After about thirty minutes, the level of fear started to die down, or so I thought—that is, until I came across a long tunnel. I had always heard about the “five-story slide,” but I didn’t realize I would have to slide down it to get out of this nightmare.

But there it was in front of me: the infamous slide. I was beyond scared to slide down, but I was more afraid of the grey-haired lady telling me whether I was going to heaven or hell. The sound of her shrieking voice reminded me of the Wicked Witch of the West. Because I wanted to get out as fast as I could, I sat down, braced myself and went for it. I closed my eyes and by the time I opened them, I was at the bottom. The five-story slide was painless; I laughed over how much I had been freaking out. As I looked back on the experience, I realized that I shouldn’t have been scared in the first place.

The Edge of Hell was full of action and spooky rooms, but I wouldn’t rate it the scarier of the two haunted houses. After getting past the pitch black part of the maze, the rest excited me, but it didn’t scare me. If you enjoy five-story slides and rooms that will make you cringe, then you won’t regret going through this house. But if you are looking for a real scare, the The Edge of Hell is not the right house for you.

THE BEAST – 1401 West 13th Street, Kansas City, MO:

When I imagined the creatures haunting “The Beast,” I pictured the giant, professional scarers like Mr. Waternoose in “Monsters, Inc.” The spookiness definitely delivered: upon finishing the tour of the haunted house, it reminded me of being that scared little kid watching the Pixar movie. This house lives up to its name.

But after going through the less-than-impressive Edge of Hell, I asked myself, how bad can another haunted house be? I was feeling prepared and confident for whatever was going to spook me—Waternoose or not. The first part of this house was a living room covered with plastic spiders and cobwebs. I was sure this would be a piece of cake.

I was wrong. I couldn’t see anything—not because it was pitch black, but because there was dense fog everywhere I turned. The werewolf forest was the worst of it. The fog covered the surrounding area, making it impossible for me to see where I was going. Werewolves scoured the forest waiting to scare off whoever was in sight, including me.

It was a relief to get away from the werewolves and I got past the forest with only a few screams, but then I came across a blood-thirsty zombie that grabbed my arm and snarled, “Let me drink your blood.” I think I was more repulsed by this comment than scared. The idea of someone doing that to me made me cringe.

Just when I thought I had been through the worst, a chainsaw scraped across my leg. I looked down, which only made it scarier. A man with bloody eyes was laughing hysterically with the chainsaw in his hand. There wasn’t a blade on the chainsaw, but that didn’t make it any less spooky. A man dressed up as a zombie was yelling in terror as I passed the chainsaw man. I could still hear the sound of the chainsaw for several minutes after I passed it.

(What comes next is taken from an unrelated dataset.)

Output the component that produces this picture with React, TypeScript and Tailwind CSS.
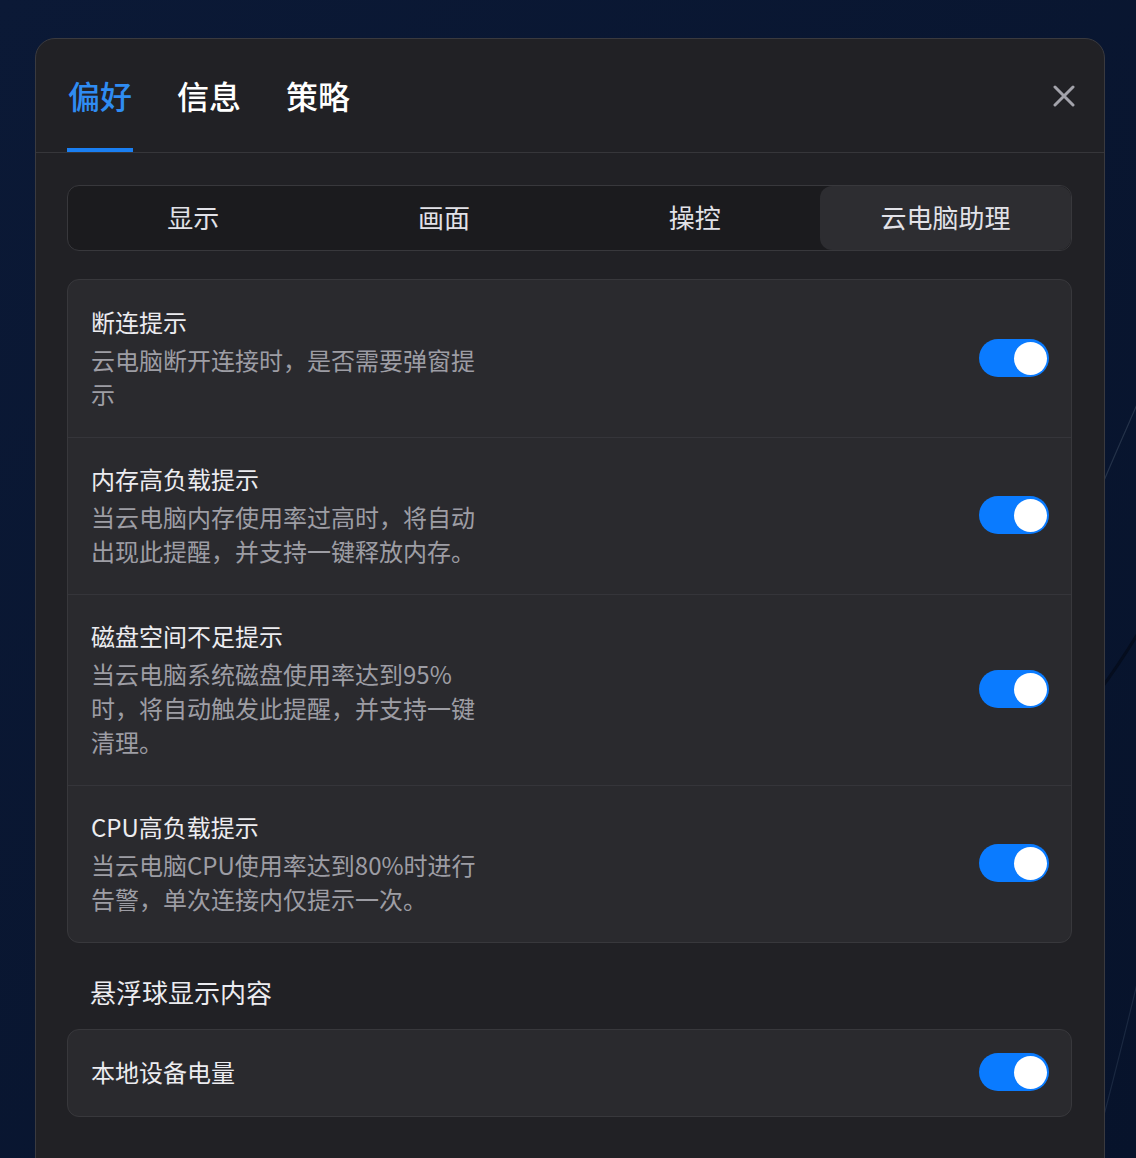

After surviving that scene, the maze started to get darker and darker. Screams and hysteric laughter echoed through the walls and my only thought was, get me out of here. Out of nowhere my leg was grabbed by people I couldn’t see, and as I kept walking plastic snakes hanging from the ceiling were swaying back and forth. I had the worst case of butterflies in my stomach.

I would rate this haunted house the scarier of the two because of its foggy werewolf forest, the blood-thirsty zombies and the echoes of screams throughout the warehouse. If you are looking for a bigger scare, then you should take the challenge of going through this haunted house.